** start SOURCE EXCERPT **

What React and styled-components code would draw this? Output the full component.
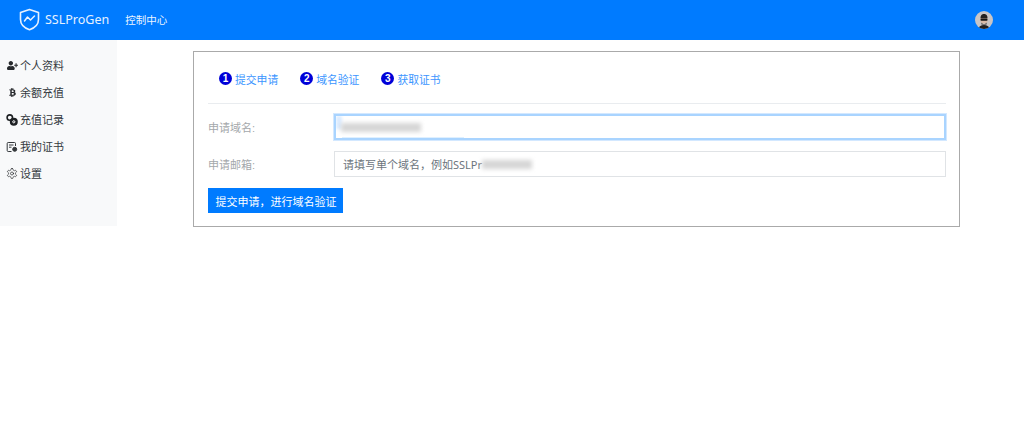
import React from 'react';
import styled, { createGlobalStyle } from 'styled-components';
import { FaUserPlus, FaBtc } from 'react-icons/fa';
import { LuSettings } from 'react-icons/lu';

const Global = createGlobalStyle`
  html, body { margin: 0; padding: 0; background: #fff; }
  body { font-family: "Liberation Sans", "Noto Sans CJK SC", sans-serif; font-size: 12px; color: #343a40; }
`;
const Header = styled.header`
  height: 40px; background: #007bff; display: flex; align-items: center;
  padding: 0 31px 0 19px; color: #fff;
`;
const Brand = styled.div`
  display: flex; align-items: center; gap: 5px; font-family: "Noto Sans", sans-serif;
  font-size: 12.5px; color: #e6f1ff; margin-top: -1px;
`;
const NavLink = styled.a`margin-left: 16px; font-size: 10.5px; color: #eaf4ff; margin-top: -1px;`;
const Avatar = styled.div`
  margin-left: auto; width: 18px; height: 18px; border-radius: 50%; background: #c9c5c5;
  overflow: hidden; display: flex;
`;
const Body = styled.div`display: flex; align-items: flex-start;`;
const Side = styled.nav`
  width: 117px; height: 186px; background: #f8f9fa; padding-top: 12px; box-sizing: border-box; flex: none;
`;
const SideItem = styled.div`
  height: 27px; display: flex; align-items: center; padding-left: 6px; gap: 2px;
  font-size: 11px; line-height: 26px; color: #343a40;
`;
const IconBox = styled.span`width: 12px; height: 12px; display: flex; align-items: center; justify-content: center; color: #26292c; flex: none;`;
const Card = styled.section`
  margin: 11px 0 0 76px; width: 767px; height: 176px; box-sizing: border-box;
  border: 1px solid #aaa; padding: 0 13px 0 14px;
`;
const Steps = styled.div`
  height: 49px; display: flex; align-items: center; gap: 22px; padding: 2px 0 0 11px;
  border-bottom: 1px solid #e9ecef;
`;
const Step = styled.div`display: flex; align-items: center; gap: 3px; color: #3b95ff; font-size: 10.8px;`;
const Num = styled.span`
  width: 13px; height: 13px; border-radius: 50%; background: #0000d8; color: #fff;
  font: bold 10px/13px "Liberation Sans", sans-serif; text-align: center;
`;
const Row = styled.div`display: flex; align-items: center; margin-top: ${p => p.$top}px;`;
const Label = styled.label`width: 126px; flex: none; color: #a4a8ab; font-size: 11px;`;
const Field = styled.div`
  flex: 1; height: 26px; box-sizing: border-box; display: flex; align-items: center;
  position: relative; padding-left: ${p => p.$focus ? 5 : 8}px; overflow: hidden;
  border: ${p => p.$focus ? '2px solid #a9d4ff' : '1px solid #e0e3e6'};
  ${p => p.$focus ? 'outline: 1px solid #d3e8ff;' : ''}
  font-family: "Noto Sans", "Noto Sans CJK SC", sans-serif;
  font-size: 11px; color: #6c757d;
`;
const Smear = styled.span`
  display: inline-block; width: ${p => p.$w}px; height: 9px; background: #d6d6d6; filter: blur(2px);
  margin-top: 1px;
`;
const Edge = styled.span`
  position: absolute; left: 0; top: 0; width: 6px; height: 13px; background: #dcecff; filter: blur(1.5px);
`;
const Underline = styled.span`
  position: absolute; left: 6px; bottom: 0; width: 122px; height: 1px; background: #dff0ff;
`;
const Submit = styled.button`
  display: block; margin-top: 11px; width: 135px; height: 25px; border: 0; padding: 0 0 0 1px;
  background: #007bff; color: #fff; font: 11px "Liberation Sans", "Noto Sans CJK SC", sans-serif;
`;

const Logo = () => (
  <svg width="21" height="23" viewBox="0 0 21 23" fill="none" stroke="#e6f1ff" strokeWidth="1.6" strokeLinejoin="round" strokeLinecap="round">
    <path d="M10.5 1.5 19.5 4.5V11.5C19.5 16.5 15.5 20 10.5 21.7 5.5 20 1.5 16.5 1.5 11.5V4.5Z" />
    <path d="M5.5 13 8.5 9 11.5 12 15.5 8" strokeWidth="1.5" />
  </svg>
);
const Coins = () => (
  <svg width="12" height="12" viewBox="0 0 12 12" fill="none" stroke="#1d2023" strokeWidth="1.6">
    <circle cx="3.8" cy="3.6" r="2.7" />
    <circle cx="7.8" cy="7.8" r="3.2" fill="#1d2023" />
    <circle cx="7.8" cy="7.8" r="1.1" stroke="#f8f9fa" strokeWidth="1" />
  </svg>
);
const Cert = () => (
  <svg width="12" height="12" viewBox="0 0 12 12" fill="none" stroke="#33373a" strokeWidth="1">
    <path d="M5.5 10.5H2.2a1 1 0 0 1-1-1V2.5a1 1 0 0 1 1-1h6.3a1 1 0 0 1 1 1V5" />
    <path d="M3 4h4.5M3 6.2h2.5" />
    <circle cx="8.7" cy="8.3" r="2" fill="#33373a" />
  </svg>
);
const Face = () => (
  <svg width="18" height="18" viewBox="0 0 18 18">
    <path d="M3.5 18c.5-3 2.5-4 5.5-4s5 1 5.5 4z" fill="#23201f" />
    <circle cx="9" cy="9" r="3.5" fill="#d8b9a5" />
    <path d="M5.5 7.5C5.5 4 7 3 9 3s3.5 1 3.5 4.5z" fill="#23201f" />
    <rect x="5.5" y="7.8" width="7" height="2" rx=".8" fill="#151515" />
    <path d="M6.5 11.5c1 2 4 2 5 0v2h-5z" fill="#2b2523" />
  </svg>
);

const menu = [
  [<FaUserPlus size={11} />, '个人资料'],
  [<FaBtc size={9} />, '余额充值'],
  [<Coins />, '充值记录'],
  [<Cert />, '我的证书'],
  [<LuSettings size={13} strokeWidth={1.4} />, '设置'],
];

export default function App() {
  return (
    <>
      <Global />
      <Header>
        <Brand><Logo />SSLProGen</Brand>
        <NavLink>控制中心</NavLink>
        <Avatar><Face /></Avatar>
      </Header>
      <Body>
        <Side>
          {menu.map(([icon, text]) => (
            <SideItem key={text}><IconBox>{icon}</IconBox>{text}</SideItem>
          ))}
        </Side>
        <Card>
          <Steps>
            <Step><Num>1</Num>提交申请</Step>
            <Step><Num>2</Num>域名验证</Step>
            <Step><Num>3</Num>获取证书</Step>
          </Steps>
          <Row $top={10}>
            <Label>申请域名:</Label>
            <Field $focus><Edge /><Smear $w={80} /><Underline /></Field>
          </Row>
          <Row $top={11}>
            <Label>申请邮箱:</Label>
            <Field>请填写单个域名，例如SSLPr<Smear $w={50} /></Field>
          </Row>
          <Submit>提交申请，进行域名验证</Submit>
        </Card>
      </Body>
    </>
  );
}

** end SOURCE EXCERPT **

Without the pictures, repeat the listing above exactly.

What React and styled-components code would draw this? Output the full component.
import React from 'react';
import styled, { createGlobalStyle } from 'styled-components';
import { FaUserPlus, FaBtc } from 'react-icons/fa';
import { LuSettings } from 'react-icons/lu';

const Global = createGlobalStyle`
  html, body { margin: 0; padding: 0; background: #fff; }
  body { font-family: "Liberation Sans", "Noto Sans CJK SC", sans-serif; font-size: 12px; color: #343a40; }
`;
const Header = styled.header`
  height: 40px; background: #007bff; display: flex; align-items: center;
  padding: 0 31px 0 19px; color: #fff;
`;
const Brand = styled.div`
  display: flex; align-items: center; gap: 5px; font-family: "Noto Sans", sans-serif;
  font-size: 12.5px; color: #e6f1ff; margin-top: -1px;
`;
const NavLink = styled.a`margin-left: 16px; font-size: 10.5px; color: #eaf4ff; margin-top: -1px;`;
const Avatar = styled.div`
  margin-left: auto; width: 18px; height: 18px; border-radius: 50%; background: #c9c5c5;
  overflow: hidden; display: flex;
`;
const Body = styled.div`display: flex; align-items: flex-start;`;
const Side = styled.nav`
  width: 117px; height: 186px; background: #f8f9fa; padding-top: 12px; box-sizing: border-box; flex: none;
`;
const SideItem = styled.div`
  height: 27px; display: flex; align-items: center; padding-left: 6px; gap: 2px;
  font-size: 11px; line-height: 26px; color: #343a40;
`;
const IconBox = styled.span`width: 12px; height: 12px; display: flex; align-items: center; justify-content: center; color: #26292c; flex: none;`;
const Card = styled.section`
  margin: 11px 0 0 76px; width: 767px; height: 176px; box-sizing: border-box;
  border: 1px solid #aaa; padding: 0 13px 0 14px;
`;
const Steps = styled.div`
  height: 49px; display: flex; align-items: center; gap: 22px; padding: 2px 0 0 11px;
  border-bottom: 1px solid #e9ecef;
`;
const Step = styled.div`display: flex; align-items: center; gap: 3px; color: #3b95ff; font-size: 10.8px;`;
const Num = styled.span`
  width: 13px; height: 13px; border-radius: 50%; background: #0000d8; color: #fff;
  font: bold 10px/13px "Liberation Sans", sans-serif; text-align: center;
`;
const Row = styled.div`display: flex; align-items: center; margin-top: ${p => p.$top}px;`;
const Label = styled.label`width: 126px; flex: none; color: #a4a8ab; font-size: 11px;`;
const Field = styled.div`
  flex: 1; height: 26px; box-sizing: border-box; display: flex; align-items: center;
  position: relative; padding-left: ${p => p.$focus ? 5 : 8}px; overflow: hidden;
  border: ${p => p.$focus ? '2px solid #a9d4ff' : '1px solid #e0e3e6'};
  ${p => p.$focus ? 'outline: 1px solid #d3e8ff;' : ''}
  font-family: "Noto Sans", "Noto Sans CJK SC", sans-serif;
  font-size: 11px; color: #6c757d;
`;
const Smear = styled.span`
  display: inline-block; width: ${p => p.$w}px; height: 9px; background: #d6d6d6; filter: blur(2px);
  margin-top: 1px;
`;
const Edge = styled.span`
  position: absolute; left: 0; top: 0; width: 6px; height: 13px; background: #dcecff; filter: blur(1.5px);
`;
const Underline = styled.span`
  position: absolute; left: 6px; bottom: 0; width: 122px; height: 1px; background: #dff0ff;
`;
const Submit = styled.button`
  display: block; margin-top: 11px; width: 135px; height: 25px; border: 0; padding: 0 0 0 1px;
  background: #007bff; color: #fff; font: 11px "Liberation Sans", "Noto Sans CJK SC", sans-serif;
`;

const Logo = () => (
  <svg width="21" height="23" viewBox="0 0 21 23" fill="none" stroke="#e6f1ff" strokeWidth="1.6" strokeLinejoin="round" strokeLinecap="round">
    <path d="M10.5 1.5 19.5 4.5V11.5C19.5 16.5 15.5 20 10.5 21.7 5.5 20 1.5 16.5 1.5 11.5V4.5Z" />
    <path d="M5.5 13 8.5 9 11.5 12 15.5 8" strokeWidth="1.5" />
  </svg>
);
const Coins = () => (
  <svg width="12" height="12" viewBox="0 0 12 12" fill="none" stroke="#1d2023" strokeWidth="1.6">
    <circle cx="3.8" cy="3.6" r="2.7" />
    <circle cx="7.8" cy="7.8" r="3.2" fill="#1d2023" />
    <circle cx="7.8" cy="7.8" r="1.1" stroke="#f8f9fa" strokeWidth="1" />
  </svg>
);
const Cert = () => (
  <svg width="12" height="12" viewBox="0 0 12 12" fill="none" stroke="#33373a" strokeWidth="1">
    <path d="M5.5 10.5H2.2a1 1 0 0 1-1-1V2.5a1 1 0 0 1 1-1h6.3a1 1 0 0 1 1 1V5" />
    <path d="M3 4h4.5M3 6.2h2.5" />
    <circle cx="8.7" cy="8.3" r="2" fill="#33373a" />
  </svg>
);
const Face = () => (
  <svg width="18" height="18" viewBox="0 0 18 18">
    <path d="M3.5 18c.5-3 2.5-4 5.5-4s5 1 5.5 4z" fill="#23201f" />
    <circle cx="9" cy="9" r="3.5" fill="#d8b9a5" />
    <path d="M5.5 7.5C5.5 4 7 3 9 3s3.5 1 3.5 4.5z" fill="#23201f" />
    <rect x="5.5" y="7.8" width="7" height="2" rx=".8" fill="#151515" />
    <path d="M6.5 11.5c1 2 4 2 5 0v2h-5z" fill="#2b2523" />
  </svg>
);

const menu = [
  [<FaUserPlus size={11} />, '个人资料'],
  [<FaBtc size={9} />, '余额充值'],
  [<Coins />, '充值记录'],
  [<Cert />, '我的证书'],
  [<LuSettings size={13} strokeWidth={1.4} />, '设置'],
];

export default function App() {
  return (
    <>
      <Global />
      <Header>
        <Brand><Logo />SSLProGen</Brand>
        <NavLink>控制中心</NavLink>
        <Avatar><Face /></Avatar>
      </Header>
      <Body>
        <Side>
          {menu.map(([icon, text]) => (
            <SideItem key={text}><IconBox>{icon}</IconBox>{text}</SideItem>
          ))}
        </Side>
        <Card>
          <Steps>
            <Step><Num>1</Num>提交申请</Step>
            <Step><Num>2</Num>域名验证</Step>
            <Step><Num>3</Num>获取证书</Step>
          </Steps>
          <Row $top={10}>
            <Label>申请域名:</Label>
            <Field $focus><Edge /><Smear $w={80} /><Underline /></Field>
          </Row>
          <Row $top={11}>
            <Label>申请邮箱:</Label>
            <Field>请填写单个域名，例如SSLPr<Smear $w={50} /></Field>
          </Row>
          <Submit>提交申请，进行域名验证</Submit>
        </Card>
      </Body>
    </>
  );
}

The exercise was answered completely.